The Iran agreement Trump is rushing to sign in Geneva is drawing quiet alarm from the people whose job it is to enforce it. Ratcliffe, Rubio, and Hegseth, three of the most powerful figures in the national security structure, have all expressed reservations about whether Iran will actually surrender the nuclear concessions the deal demands. Left-leaning coverage tends to foreground the accountability gap here: a consequential foreign policy agreement negotiated without full public disclosure, with the president dismissing credible reporting about its financial terms as 'fake news.' The pattern fits a familiar frame in progressive foreign policy criticism, where executive overreach and opacity combine to produce deals that look strong in press releases but lack the verification architecture to hold. Advocates for nonproliferation will be watching whether the administration has traded meaningful nuclear rollback for a diplomatic win that looks better on television than it will in practice.

What the right says

Lean right

“Trump Denies US Will Fund Iran Recovery; CIA Chief Flags Nuclear Deal Risk”

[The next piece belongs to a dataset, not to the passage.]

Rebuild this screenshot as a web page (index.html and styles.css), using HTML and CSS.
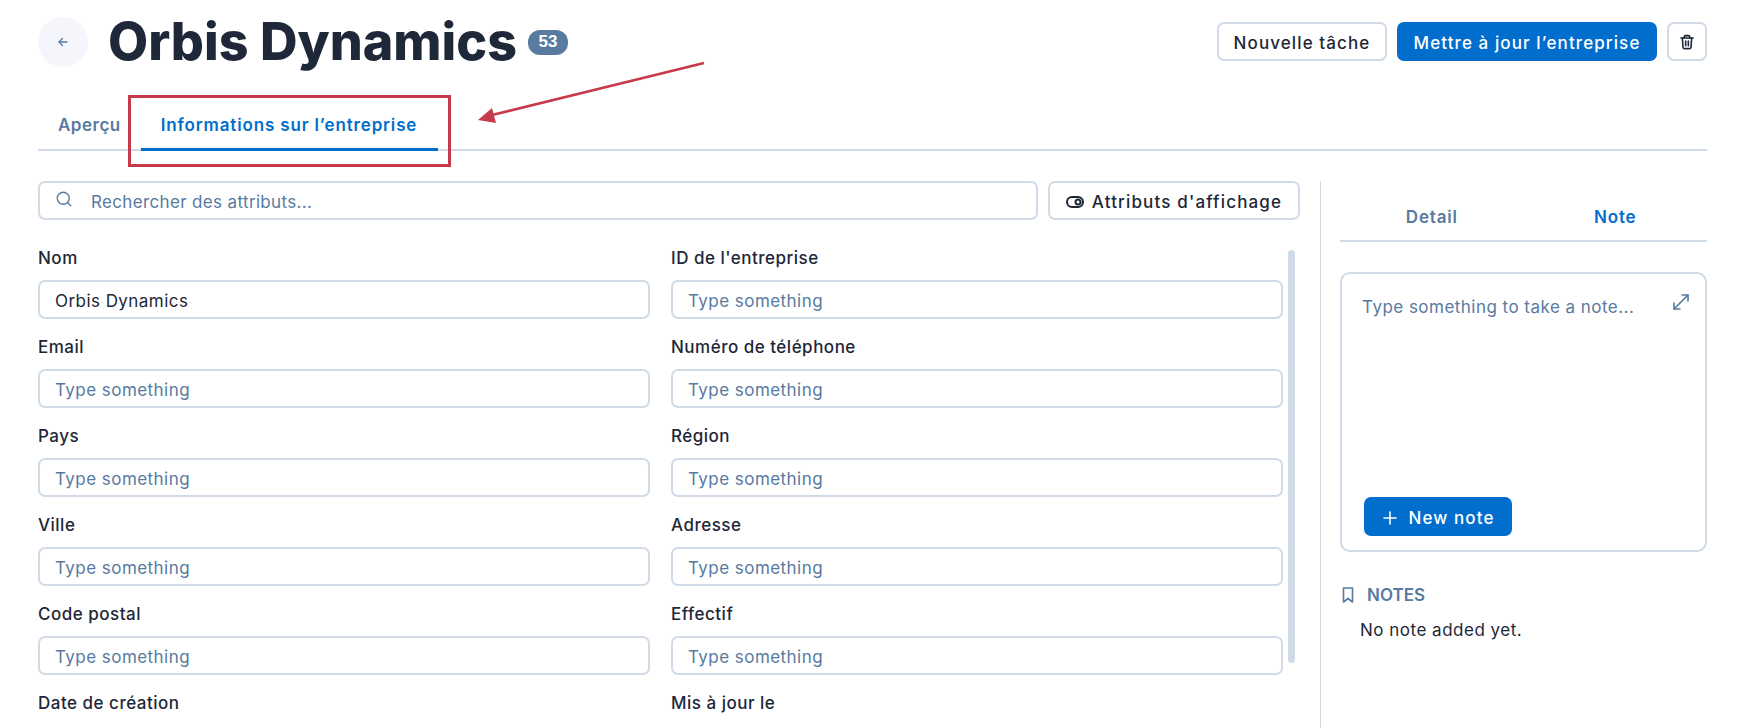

Trump was direct and unequivocal in batting down claims that American taxpayers would be on the hook for a $300 billion reconstruction fund tied to the Iran agreement, dismissing the reports as 'fake news.' Right-leaning coverage frames this as the president cutting through media distortion to clarify the terms of his own deal. At the same time, the Ratcliffe warning introduces a harder question: if the CIA director himself doubts Iran's willingness to make real nuclear concessions, what exactly has been agreed to? Conservative skepticism of the deal centers on whether the administration has produced genuine denuclearization leverage or merely a diplomatic ceremony in Geneva. The involvement of Rubio and Hegseth in the doubting chorus is significant because these are Trump's own picks, not establishment holdovers, and their reservations carry weight that cannot be dismissed as institutional resistance to the president's foreign policy instincts.